What better way, then, to popularize an only-in-the-movies version of reality than with a movie? It’s telling that the director of Loose Change, the best-known series of 9/11 conspiracy documentaries thus far, originally planned to write a screenplay for a fictional thriller. The Reflecting Pool and Able Danger aspire to be conventional movies; they adhere to the formula for conspiracy thrillers, from The Parallax View to The Da Vinci Code. Both follow a protagonist whose discovery of the awful truth is confirmed by the mobilization of powerful forces intent on silencing him. Yet while most conspiracy flicks rely on viewers to check their BS detectors at the door, the 9/11 movies don’t want you to suspend your disbelief. Just the opposite: They want you to walk away a believer.

Fittingly, The Reflecting Pool begins with a journalist receiving a 9/11 conspiracy video. Lead character Alex Prokop, a reporter for a liberal California newsmagazine, is initially wary of questioning the official story. But in the first of many journalistic sins, he teams up with Paul Cooper, a 9/11 “researcher”—one of the exalted Googlemaniacs who form the truth movement’s brain trust. Cooper’s daughter died when Flight 11 supposedly hit the north tower, and he’s pursuing a rico suit against half the government. Aside from that, he’s a totally reliable source.

Prokop and Cooper interview a parade of composite characters who rehash the conspiracy movement’s greatest hits. Prokop doesn’t swallow every wacky hypothesis; he flips out after a Deep Throat-style meeting in a parking garage with a guy who rants about “holographic technology.” Then he and Cooper go back to their hotel room and use wooden blocks and model airplanes to deduce that the Pentagon must have been hit by a missile.
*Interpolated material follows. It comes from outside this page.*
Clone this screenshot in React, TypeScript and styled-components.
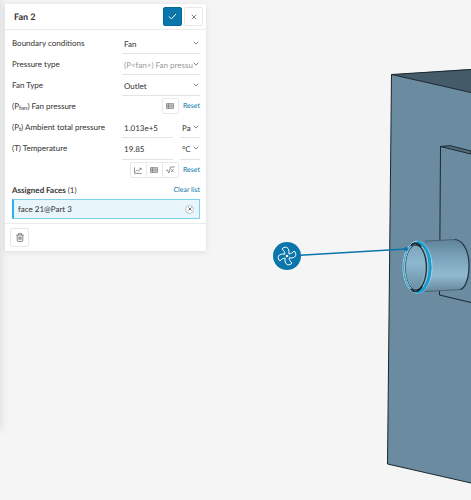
import React from "react";
import styled, { createGlobalStyle } from "styled-components";

const GlobalStyle = createGlobalStyle`
  *, *::before, *::after { box-sizing: border-box; }
  html, body, #root { height: 100%; }
  body { margin: 0; background: #f5f5f5; overflow: hidden; text-rendering: geometricPrecision; }
  body, button, input, select { font-family: Lato, "Open Sans", sans-serif; }
  button, input, select { text-rendering: inherit; }
`;

const Workbench = styled.main`
  position: relative;
  min-height: 100%;
  padding: 4px 5px;
  color: #333;
  font-size: 8px;
  line-height: 12px;
`;

const Viewport = styled.svg`
  position: absolute;
  inset: 0;
  width: 100%;
  height: 100%;
`;

const DockShadow = styled.div`
  position: absolute;
  left: -10px;
  top: -10px;
  width: 10px;
  height: 440px;
  box-shadow: 0 0 10px rgba(0, 0, 0, 0.12);
`;

const Panel = styled.form`
  position: relative;
  width: 43%;
  min-width: 201px;
  max-width: 240px;
  background: #fff;
  box-shadow: 0 1px 6px rgba(0, 0, 0, 0.1);
`;

const Header = styled.header`
  display: flex;
  align-items: center;
  gap: 2px;
  height: 26px;
  padding: 0 3px 0 9px;
  border-bottom: 1px solid #ebebeb;
`;

const Title = styled.h1`
  flex: 1;
  margin: 0;
  font-size: 9px;
  font-weight: 700;
`;

const IconButton = styled.button<{ $primary?: boolean }>`
  display: grid;
  place-items: center;
  width: 19px;
  height: 19px;
  padding: 0;
  border: 1px solid ${(p) => (p.$primary ? "#06679a" : "#e8e8e8")};
  border-radius: 2px;
  background: ${(p) => (p.$primary ? "#0b76ab" : "#fff")};
  color: ${(p) => (p.$primary ? "#fff" : "#666")};
`;

const Body = styled.div`
  padding: 2px 6px 4px 7px;
`;

const Row = styled.div<{ $tall?: boolean }>`
  display: grid;
  grid-template-columns: 110px minmax(0, 1fr);
  height: ${(p) => (p.$tall ? 23 : 21)}px;
`;

const Label = styled.label`
  line-height: 22px;
  white-space: nowrap;

  sub {
    font-size: 6px;
    line-height: 0;
    vertical-align: -1px;
  }
`;

const SelectBox = styled.span`
  display: grid;
  align-items: center;
  border-bottom: 1px solid #e4e4e4;

  & > * { grid-area: 1 / 1; }
  & > svg { justify-self: end; margin-right: 1px; pointer-events: none; }
`;

const Select = styled.select`
  appearance: none;
  width: 100%;
  height: 100%;
  min-width: 0;
  padding: 2px 7px 0 2px;
  border: 0;
  background: transparent;
  color: #333;
  font-size: 8px;

  &:disabled { color: #999; opacity: 1; }
`;

const Quantity = styled.div`
  display: grid;
  grid-template-columns: minmax(0, 1fr) 20px;
  gap: 7px;
`;

const NumberInput = styled.input`
  width: 100%;
  min-width: 0;
  padding: 2px 2px 0;
  border: 0;
  border-bottom: 1px solid #e4e4e4;
  background: transparent;
  color: #333;
  font-size: 8px;
`;

const Actions = styled.div`
  display: flex;
  align-items: center;
  justify-content: flex-end;
  gap: 4px;
  min-height: 20px;
`;

const ToolGroup = styled.div`
  display: flex;
  border: 1px solid #e8e8e8;
  border-radius: 2px;
`;

const Tool = styled.button`
  display: grid;
  place-items: center;
  width: 15px;
  height: 14px;
  padding: 0;
  border: 0;
  background: transparent;
  color: #777;

  & + & {
    width: 16px;
    border-left: 1px solid #e8e8e8;
  }
`;

const TextLink = styled.a`
  color: #0b76ab;
  font-size: 7px;
  text-decoration: none;
`;

const FacesHeading = styled.div`
  display: flex;
  align-items: center;
  justify-content: space-between;
  height: 19px;
`;

const FacesTitle = styled.h2`
  margin: 0;
  font-size: 8px;
  font-weight: 700;

  span { font-weight: 400; }
`;

const FaceItem = styled.div`
  display: flex;
  align-items: center;
  justify-content: space-between;
  height: 20px;
  padding: 0 5px 0 4px;
  border: 1px solid #7fd0ee;
  border-left: 2px solid #2ab3e6;
  background: #e8f5fb;
`;

const RemoveButton = styled.button`
  display: grid;
  place-items: center;
  width: 9px;
  height: 9px;
  padding: 0;
  border: 1px solid #b9c3c8;
  border-radius: 50%;
  background: #fff;
  color: #444;
`;

const Footer = styled.footer`
  padding: 4px 5px;
  border-top: 1px solid #ebebeb;
`;

const Chevron = () => (
  <svg width="6" height="4" viewBox="0 0 6 4" fill="none" stroke="#777" strokeWidth="0.9">
    <path d="M.7.7 3 3.1 5.3.7" />
  </svg>
);

const Cross = ({ size }: { size: number }) => (
  <svg width={size} height={size} viewBox="0 0 6 6" fill="none" stroke="currentColor" strokeWidth={size > 5 ? 0.8 : 1.2}>
    <path d="M.7.7l4.6 4.6M5.3.7.7 5.3" />
  </svg>
);

const TableIcon = () => (
  <svg width="8" height="6" viewBox="0 0 8 6" fill="none" stroke="currentColor" strokeWidth="0.7">
    <rect x=".4" y=".4" width="7.2" height="5.2" rx=".4" fill="#ddd" />
    <path d="M2.5.4v5.2M.4 2.1h7.2M.4 3.8h7.2" />
  </svg>
);

const ChartIcon = () => (
  <svg width="8" height="7" viewBox="0 0 8 7" fill="none" stroke="currentColor" strokeWidth="0.8">
    <path d="M.5.3v6.1h7.2M1.6 4.6l1.7-1.7 1.4 1L7.1 1.5M5.4 1.3h1.8V3" />
  </svg>
);

const FormulaIcon = () => (
  <svg width="9" height="8" viewBox="0 0 9 8" fill="none" stroke="currentColor" strokeWidth="0.8">
    <path d="M.3 4.5l1-.6L2.8 7 4.6 1h4.1M5.2 3.3l2.4 2.8M7.6 3.3 5.2 6.1" />
  </svg>
);

const TrashIcon = () => (
  <svg width="8" height="9" viewBox="0 0 8 9" fill="none" stroke="currentColor" strokeWidth="0.8">
    <path d="M.4 2h7.2M2.5 2V.6h3V2M1.2 2v5.5q0 .9.9.9h3.8q.9 0 .9-.9V2M3 3.5v3.3M4 3.5v3.3M5 3.5v3.3" />
  </svg>
);

const blade = "M-2.2-1.8C-2-4-3.2-5.6-5-7C-4.2-8.4-2-9.2-.2-8.6C1.8-7.6 2.4-4.6 1.8-2.2";

const Scene = () => (
  <Viewport viewBox="0 0 471 500" preserveAspectRatio="xMaxYMin slice" aria-label="Model viewport">
    <defs>
      <linearGradient id="pipe" x1="0" y1="0" x2="0" y2="1">
        <stop offset="0" stopColor="#5f8296" />
        <stop offset=".35" stopColor="#7ba4bc" />
        <stop offset=".68" stopColor="#91bad1" />
        <stop offset="1" stopColor="#668799" />
      </linearGradient>
      <linearGradient id="bore" x1="0" y1="0" x2="0" y2="1">
        <stop offset="0" stopColor="#7ba5bd" />
        <stop offset=".4" stopColor="#8cb8d0" />
        <stop offset="1" stopColor="#6a8fa4" />
      </linearGradient>
    </defs>
    <path d="M391.5 74.5 471 69v24z" fill="#455b69" />
    <path d="M391.5 74.5 471 92.5V483l-83.5-19z" fill="#6a8ba0" />
    <g fill="none" stroke="#1b272e" strokeWidth="1">
      <path d="M471 69.5 391.5 74.5 471 92.5M391.5 74.5l-4 389.5L471 483" />
      <path d="M440.5 146.5 450 145.7 471 151v3z" fill="#536f80" />
      <path d="M440.5 146.5 439.5 295 471 302.5" />
    </g>
    <path d="M419 241.5 455 239.5C463 240 469 251 469 265S465 289 460 289.5L419 292z" fill="url(#pipe)" />
    <path d="M425 241.2 455 239.5" fill="none" stroke="#405b6b" strokeWidth=".8" />
    <path d="M455 239.5C463 240 469 251 469 265S465 289 460 289.5" fill="none" stroke="#22323c" strokeWidth="1.2" />
    <path d="M460 289.5 425 291.5" fill="none" stroke="#405b6b" strokeWidth=".8" />
    <ellipse cx="417.5" cy="267.2" rx="14.5" ry="26" fill="#5f8398" stroke="#9fdcf2" />
    <ellipse cx="417.3" cy="267.2" rx="13.3" ry="24.8" fill="none" stroke="#2a9cc8" strokeWidth="1.2" />
    <path d="M417 242C426 243 430 255 430 267.2S426 291 417 292.5" fill="none" stroke="#16a0d4" strokeWidth="2.6" />
    <ellipse cx="416.3" cy="267.2" rx="11.7" ry="23.3" fill="#6c91a6" stroke="#a5dcf0" strokeWidth=".8" />
    <ellipse cx="416.2" cy="267.5" rx="10.2" ry="22.2" fill="none" stroke="#1b2931" strokeWidth="1.1" />
    <path d="M411 246C413 242.5 418 242.5 421 247M411 289C414 293 419 292 422 286" fill="none" stroke="#1b2931" strokeWidth="1.8" />
    <ellipse cx="415.5" cy="267.5" rx="9.4" ry="21.5" fill="url(#bore)" stroke="#9fc3d5" strokeWidth=".5" />
    <path d="M300 255.3 406 249" stroke="#0b76ab" strokeWidth="1.5" />
    <circle cx="406" cy="249" r="2" fill="#0b76ab" />
    <circle cx="287" cy="256" r="14" fill="#0b76ab" />
    <g transform="translate(287 256)" fill="none" stroke="#fff" strokeWidth="1" strokeLinejoin="round">
      {[0, 90, 180, 270].map((angle) => (
        <path key={angle} d={blade} transform={`rotate(${angle})`} />
      ))}
      <circle r="1.3" fill="#fff" stroke="none" />
    </g>
  </Viewport>
);

type ChoiceProps = { id?: string; text: string; disabled?: boolean; label?: string };

const Choice = ({ id, text, disabled, label }: ChoiceProps) => (
  <SelectBox>
    <Select id={id} disabled={disabled} aria-label={label}>
      <option>{text}</option>
    </Select>
    <Chevron />
  </SelectBox>
);

export default function App() {
  return (
    <>
      <GlobalStyle />
      <Workbench>
        <Scene />
        <DockShadow />
        <Panel onSubmit={(e) => e.preventDefault()}>
          <Header>
            <Title>Fan 2</Title>
            <IconButton $primary type="submit" aria-label="Apply">
              <svg width="9" height="7" viewBox="0 0 9 7" fill="none" stroke="currentColor">
                <path d="M1 3.5 3.4 5.9 8 1" />
              </svg>
            </IconButton>
            <IconButton type="button" aria-label="Close">
              <Cross size={6} />
            </IconButton>
          </Header>
          <Body>
            <Row>
              <Label htmlFor="condition">Boundary conditions</Label>
              <Choice id="condition" text="Fan" />
            </Row>
            <Row>
              <Label htmlFor="pressure-type">Pressure type</Label>
              <Choice id="pressure-type" text="(P<fan>) Fan pressu" disabled />
            </Row>
            <Row>
              <Label htmlFor="fan-type">Fan Type</Label>
              <Choice id="fan-type" text="Outlet" />
            </Row>
            <Row>
              <Label as="span">(P<sub>fan</sub>) Fan pressure</Label>
              <Actions>
                <ToolGroup>
                  <Tool type="button" aria-label="Fan pressure table"><TableIcon /></Tool>
                </ToolGroup>
                <TextLink href="#reset-pressure">Reset</TextLink>
              </Actions>
            </Row>
            <Row>
              <Label htmlFor="ambient">(P<sub>t</sub>) Ambient total pressure</Label>
              <Quantity>
                <NumberInput id="ambient" defaultValue="1.013e+5" />
                <Choice text="Pa" label="Pressure unit" />
              </Quantity>
            </Row>
            <Row $tall>
              <Label htmlFor="temperature">(T) Temperature</Label>
              <Quantity>
                <NumberInput id="temperature" defaultValue="19.85" />
                <Choice text="°C" label="Temperature unit" />
              </Quantity>
            </Row>
            <Actions>
              <ToolGroup>
                <Tool type="button" aria-label="Temperature chart"><ChartIcon /></Tool>
                <Tool type="button" aria-label="Temperature table"><TableIcon /></Tool>
                <Tool type="button" aria-label="Temperature formula"><FormulaIcon /></Tool>
              </ToolGroup>
              <TextLink href="#reset-temperature">Reset</TextLink>
            </Actions>
            <FacesHeading>
              <FacesTitle>Assigned Faces <span>(1)</span></FacesTitle>
              <TextLink href="#clear">Clear list</TextLink>
            </FacesHeading>
            <FaceItem>
              face 21@Part 3
              <RemoveButton type="button" aria-label="Remove face 21@Part 3"><Cross size={4} /></RemoveButton>
            </FaceItem>
          </Body>
          <Footer>
            <IconButton type="button" aria-label="Delete"><TrashIcon /></IconButton>
          </Footer>
        </Panel>
      </Workbench>
    </>
  );
}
While The Reflecting Pool is plodding and pedantic, Able Danger at least tries to make the preposterous fun. Shot in a neonoir style, its hero is Thomas Flynn, an affectless Brooklyn hipster who’s written his own alternate history of 9/11. A mysterious Central European woman finds him, claiming to be in possession of a hard drive containing evidence of official foreknowledge of the 9/11 plot. After getting his hands on her MacGuffin, Flynn gets tangled in a web of deception and cartoonish characters, such as Luther, a cravat-wearing, Muhammad-praising baddie who sounds like a B-movie Nazi: “Vat shall ve talk about?”

Able Danger tips its tinfoil trucker’s cap to The Maltese Falcon, but its other inspiration appears to be Enemy of the State, the 1998 thriller in which Will Smith is stalked by an all-seeing National Security Agency. The high-tech surveillance team that’s tracking Flynn identifies him as a “high-value target: anti-regime propagandist.” When the men in black drag Flynn into an suv, one reminds him, “Don’t think because you operate in a little café in nowheresville Brooklyn that you’re not being watched.” Just because you’re paranoid doesn’t mean the government isn’t reading your blog.

Needless to say, the Truthers have yet to find their Chris Carter or Oliver Stone. These movies repackage 9/11 skepticism in an accessible format, but they’re practically inscrutable without descending further into the rabbit hole. Able Danger can only be understood by reading The Big Wedding by Sander Hicks, an indie journalist whose version of 9/11 involves an alliance of Islamists, neo-Nazis, technofascists, and a Republican “pedophilia cult.” And God help you if you turn on the droning filmmakers’ commentary on The Reflecting Pool dvd.

But the most annoying thing about the movies—and the Truthers—is that the actual truth, in all its awful complexity, isn’t enough for them. No matter that 3,000 Americans died because of bungling and blowback, or that the Bush administration twisted their deaths into pretexts for unnecessary war and executive power run amok. The Truthers want more. They’ve missed the real lesson of the Bush administration, which is not that a secretive cabal runs the White House, but that its diabolic intent has been trumped by its staggering incompetence. Seven years on, the neocon notion that imperial power can reshape reality has been fully exposed as a fantasy. Yet the Truthers cling to the myth of official omnipotence, making them some of the last Americans who still believe that this administration could successfully pull off anything bigger than T-ball on the South Lawn.

To be sure, the Bush administration has made it all too easy to succumb to conspiratorial thinking. Due to official stalling and stonewalling, the full story of September 11 remains a work in progress. The 9/11 Commission’s official account glossed over uncomfortable questions but read like a page-turner. Fittingly, a nation hungry for answers gobbled it up; nearly 9 million copies of the report were sold or downloaded, and it enjoyed a second life in comic-book form. The 9/11 skeptics have tapped into this desire for answers—a common Truther refrain is that they’re “just asking questions.” But that’s like proponents of intelligent design saying they don’t know how the universe was created. The Truthers aren’t filling in the gaps in our reality; they’re already living in an alternate one.

As Don DeLillo, no stranger to the power of conspiracy theories, observed shortly after 9/11, the terrorist attacks were a profound break in our narrative about how the world works and America’s place in it. “The narrative ends in the rubble and it is left to us to create the counternarrative,” he wrote in Harper‘s. That was before the Bush administration stepped in and wrote a counternarrative in which the United States was locked in an endless existential battle with a fathomlessly evil foe.

The dubiousness of that hastily improvised scenario is now apparent. Yet the 9/11 truth movement’s narrative is just as maddeningly inadequate—and unimaginative—as the neocons’. —A parallel universe inhabited only by patriots and pawns is an intriguing place to spend a couple of hours if you’re watching 24 or a movie like Able Danger. But it’s not the world we must face after the final credits roll.